**INSTRUCTIONS FOR THE TASK**
Transcribe all of the material exactly. Any picture in it should be left out.

· · ·

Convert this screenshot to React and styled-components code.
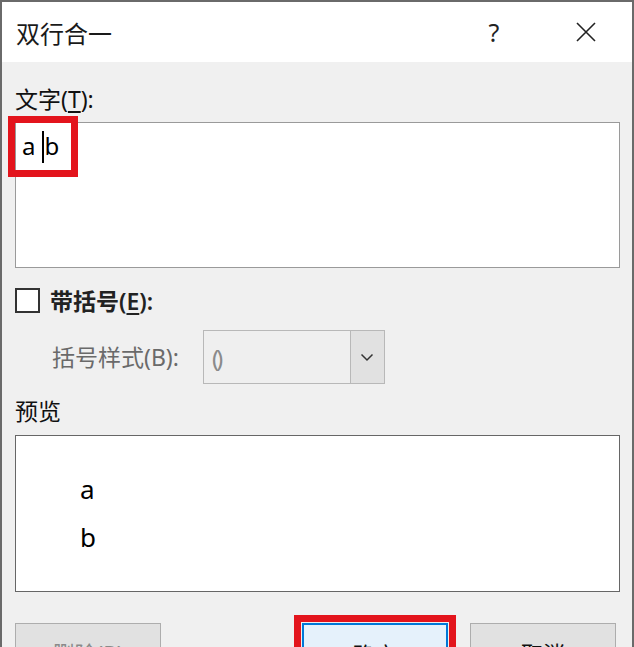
import React from 'react';
import styled, { createGlobalStyle } from 'styled-components';

const GlobalStyle = createGlobalStyle`
    html, body { margin:0; padding:0; background:#f0f0f0; }
    body { font-family:"Noto Sans", "Noto Sans CJK SC", sans-serif; color:#000; }
    * { box-sizing:border-box; }
`;

const Window = styled.div`
    width:634px;
    height:647px;
    overflow:hidden;
    border-top:2px solid #6a6a6a;
    border-left:2px solid #6a6a6a;
    border-right:2px solid #6a6a6a;
    background:#f0f0f0;
    display:flex;
    flex-direction:column;
`;

const TitleBar = styled.div`
    height:60px;
    flex-shrink:0;
    background:#fff;
    display:flex;
    align-items:center;
    padding-left:14px;
    font-family:"Noto Sans CJK SC", sans-serif;
`;

const Title = styled.div`
    font-size:24px;
    color:#1a1a1a;
    flex:1;
`;

const TitleButton = styled.div`
    width:92px;
    height:60px;
    display:flex;
    align-items:center;
    justify-content:center;
    font-family:"Noto Sans", sans-serif;
    font-size:25px;
    color:#222;
`;

const Body = styled.div`
    flex:1;
    display:flex;
    flex-direction:column;
    padding:0 13px;
`;

const Label = styled.div`
    height:30px;
    line-height:30px;
    font-size:23px;
    margin-top:${p => p.$top || 0}px;
    color:${p => p.$muted ? '#6a6a6a' : '#111'};
    u { text-underline-offset:3px; }
`;

const TextBox = styled.div`
    position:relative;
    margin-top:8px;
    width:605px;
    height:146px;
    background:#fff;
    border:1px solid #9a9a9a;
    font-size:24px;
    padding:6px 0 0 6px;
    line-height:34px;
`;

const Caret = styled.span`
    display:inline-block;
    width:2px;
    height:32px;
    background:#000;
    vertical-align:middle;
    margin:0 0 0 7px;
    position:relative;
    top:-2px;
`;

const Highlight = styled.div`
    position:absolute;
    left:-8px;
    top:-7px;
    width:70px;
    height:61px;
    border:7px solid #e3141c;
    pointer-events:none;
`;

const CheckRow = styled.div`
    display:flex;
    align-items:center;
    margin-top:19px;
    height:26px;
    gap:10px;
`;

const CheckBox = styled.div`
    width:25px;
    height:25px;
    border:2px solid #333;
    background:#fff;
`;

const CheckLabel = styled.div`
    font-size:23px;
    font-weight:600;
    color:#222;
    u { text-underline-offset:3px; }
`;

const StyleRow = styled.div`
    display:flex;
    align-items:center;
    margin-top:17px;
    padding-left:37px;
    gap:24px;
`;

const Combo = styled.div`
    width:182px;
    height:54px;
    border:1px solid #b8b8b8;
    background:#efefef;
    display:flex;
`;

const ComboValue = styled.div`
    flex:1;
    display:flex;
    align-items:center;
    padding-left:8px;
    font-size:24px;
    color:#8a8a8a;
    letter-spacing:-3px;
`;

const ComboArrow = styled.div`
    width:34px;
    background:#e1e1e1;
    border-left:1px solid #b8b8b8;
    display:flex;
    align-items:center;
    justify-content:center;
`;

const Preview = styled.div`
    margin-top:9px;
    width:605px;
    height:157px;
    background:#fff;
    border:1px solid #666;
    padding:29px 0 0 64px;
    font-size:26px;
    line-height:48px;
`;

const ButtonRow = styled.div`
    display:flex;
    margin-top:31px;
`;

const Button = styled.div`
    width:146px;
    height:52px;
    flex-shrink:0;
    background:${p => p.$primary ? '#e5f1fb' : '#e1e1e1'};
    border:${p => p.$primary ? '2px solid #0078d7' : '1px solid #adadad'};
    box-shadow:${p => p.$marked ? '0 0 0 1px #f0f0f0, 0 0 0 8px #e3141c' : 'none'};
    display:flex;
    justify-content:center;
    padding-top:12px;
    font-size:22px;
    color:${p => p.$disabled ? '#8a8a8a' : '#111'};
    margin-left:${p => p.$gap || 0}px;
`;

function CloseIcon() {
    return (
        <svg width="22" height="22" viewBox="0 0 22 22">
            <path d="M2 2 L20 20 M20 2 L2 20" stroke="#222" strokeWidth="1.6" fill="none" />
        </svg>
    );
}

function ChevronIcon() {
    return (
        <svg width="14" height="9" viewBox="0 0 14 9">
            <path d="M1.5 1.5 L7 7 L12.5 1.5" stroke="#333" strokeWidth="1.5" fill="none" />
        </svg>
    );
}

export default function App() {
    return (
        <>
            <GlobalStyle />
            <Window>
                <TitleBar>
                    <Title>双行合一</Title>
                    <TitleButton>?</TitleButton>
                    <TitleButton><CloseIcon /></TitleButton>
                </TitleBar>
                <Body>
                    <Label $top={22}>文字(<u>T</u>):</Label>
                    <TextBox>
                        a<Caret />b
                        <Highlight />
                    </TextBox>
                    <CheckRow>
                        <CheckBox />
                        <CheckLabel>带括号(<u>E</u>):</CheckLabel>
                    </CheckRow>
                    <StyleRow>
                        <Label $muted>括号样式(B):</Label>
                        <Combo>
                            <ComboValue>()</ComboValue>
                            <ComboArrow><ChevronIcon /></ComboArrow>
                        </Combo>
                    </StyleRow>
                    <Label $top={12}>预览</Label>
                    <Preview>
                        <div>a</div>
                        <div>b</div>
                    </Preview>
                    <ButtonRow>
                        <Button $disabled>删除(R)</Button>
                        <Button $primary $marked $gap={141}>确定</Button>
                        <Button $gap={22}>取消</Button>
                    </ButtonRow>
                </Body>
            </Window>
        </>
    );
}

· · ·

**EXERCISE OUTPUT**
Convert this screenshot to React and styled-components code.
import React from 'react';
import styled, { createGlobalStyle } from 'styled-components';

const GlobalStyle = createGlobalStyle`
    html, body { margin:0; padding:0; background:#f0f0f0; }
    body { font-family:"Noto Sans", "Noto Sans CJK SC", sans-serif; color:#000; }
    * { box-sizing:border-box; }
`;

const Window = styled.div`
    width:634px;
    height:647px;
    overflow:hidden;
    border-top:2px solid #6a6a6a;
    border-left:2px solid #6a6a6a;
    border-right:2px solid #6a6a6a;
    background:#f0f0f0;
    display:flex;
    flex-direction:column;
`;

const TitleBar = styled.div`
    height:60px;
    flex-shrink:0;
    background:#fff;
    display:flex;
    align-items:center;
    padding-left:14px;
    font-family:"Noto Sans CJK SC", sans-serif;
`;

const Title = styled.div`
    font-size:24px;
    color:#1a1a1a;
    flex:1;
`;

const TitleButton = styled.div`
    width:92px;
    height:60px;
    display:flex;
    align-items:center;
    justify-content:center;
    font-family:"Noto Sans", sans-serif;
    font-size:25px;
    color:#222;
`;

const Body = styled.div`
    flex:1;
    display:flex;
    flex-direction:column;
    padding:0 13px;
`;

const Label = styled.div`
    height:30px;
    line-height:30px;
    font-size:23px;
    margin-top:${p => p.$top || 0}px;
    color:${p => p.$muted ? '#6a6a6a' : '#111'};
    u { text-underline-offset:3px; }
`;

const TextBox = styled.div`
    position:relative;
    margin-top:8px;
    width:605px;
    height:146px;
    background:#fff;
    border:1px solid #9a9a9a;
    font-size:24px;
    padding:6px 0 0 6px;
    line-height:34px;
`;

const Caret = styled.span`
    display:inline-block;
    width:2px;
    height:32px;
    background:#000;
    vertical-align:middle;
    margin:0 0 0 7px;
    position:relative;
    top:-2px;
`;

const Highlight = styled.div`
    position:absolute;
    left:-8px;
    top:-7px;
    width:70px;
    height:61px;
    border:7px solid #e3141c;
    pointer-events:none;
`;

const CheckRow = styled.div`
    display:flex;
    align-items:center;
    margin-top:19px;
    height:26px;
    gap:10px;
`;

const CheckBox = styled.div`
    width:25px;
    height:25px;
    border:2px solid #333;
    background:#fff;
`;

const CheckLabel = styled.div`
    font-size:23px;
    font-weight:600;
    color:#222;
    u { text-underline-offset:3px; }
`;

const StyleRow = styled.div`
    display:flex;
    align-items:center;
    margin-top:17px;
    padding-left:37px;
    gap:24px;
`;

const Combo = styled.div`
    width:182px;
    height:54px;
    border:1px solid #b8b8b8;
    background:#efefef;
    display:flex;
`;

const ComboValue = styled.div`
    flex:1;
    display:flex;
    align-items:center;
    padding-left:8px;
    font-size:24px;
    color:#8a8a8a;
    letter-spacing:-3px;
`;

const ComboArrow = styled.div`
    width:34px;
    background:#e1e1e1;
    border-left:1px solid #b8b8b8;
    display:flex;
    align-items:center;
    justify-content:center;
`;

const Preview = styled.div`
    margin-top:9px;
    width:605px;
    height:157px;
    background:#fff;
    border:1px solid #666;
    padding:29px 0 0 64px;
    font-size:26px;
    line-height:48px;
`;

const ButtonRow = styled.div`
    display:flex;
    margin-top:31px;
`;

const Button = styled.div`
    width:146px;
    height:52px;
    flex-shrink:0;
    background:${p => p.$primary ? '#e5f1fb' : '#e1e1e1'};
    border:${p => p.$primary ? '2px solid #0078d7' : '1px solid #adadad'};
    box-shadow:${p => p.$marked ? '0 0 0 1px #f0f0f0, 0 0 0 8px #e3141c' : 'none'};
    display:flex;
    justify-content:center;
    padding-top:12px;
    font-size:22px;
    color:${p => p.$disabled ? '#8a8a8a' : '#111'};
    margin-left:${p => p.$gap || 0}px;
`;

function CloseIcon() {
    return (
        <svg width="22" height="22" viewBox="0 0 22 22">
            <path d="M2 2 L20 20 M20 2 L2 20" stroke="#222" strokeWidth="1.6" fill="none" />
        </svg>
    );
}

function ChevronIcon() {
    return (
        <svg width="14" height="9" viewBox="0 0 14 9">
            <path d="M1.5 1.5 L7 7 L12.5 1.5" stroke="#333" strokeWidth="1.5" fill="none" />
        </svg>
    );
}

export default function App() {
    return (
        <>
            <GlobalStyle />
            <Window>
                <TitleBar>
                    <Title>双行合一</Title>
                    <TitleButton>?</TitleButton>
                    <TitleButton><CloseIcon /></TitleButton>
                </TitleBar>
                <Body>
                    <Label $top={22}>文字(<u>T</u>):</Label>
                    <TextBox>
                        a<Caret />b
                        <Highlight />
                    </TextBox>
                    <CheckRow>
                        <CheckBox />
                        <CheckLabel>带括号(<u>E</u>):</CheckLabel>
                    </CheckRow>
                    <StyleRow>
                        <Label $muted>括号样式(B):</Label>
                        <Combo>
                            <ComboValue>()</ComboValue>
                            <ComboArrow><ChevronIcon /></ComboArrow>
                        </Combo>
                    </StyleRow>
                    <Label $top={12}>预览</Label>
                    <Preview>
                        <div>a</div>
                        <div>b</div>
                    </Preview>
                    <ButtonRow>
                        <Button $disabled>删除(R)</Button>
                        <Button $primary $marked $gap={141}>确定</Button>
                        <Button $gap={22}>取消</Button>
                    </ButtonRow>
                </Body>
            </Window>
        </>
    );
}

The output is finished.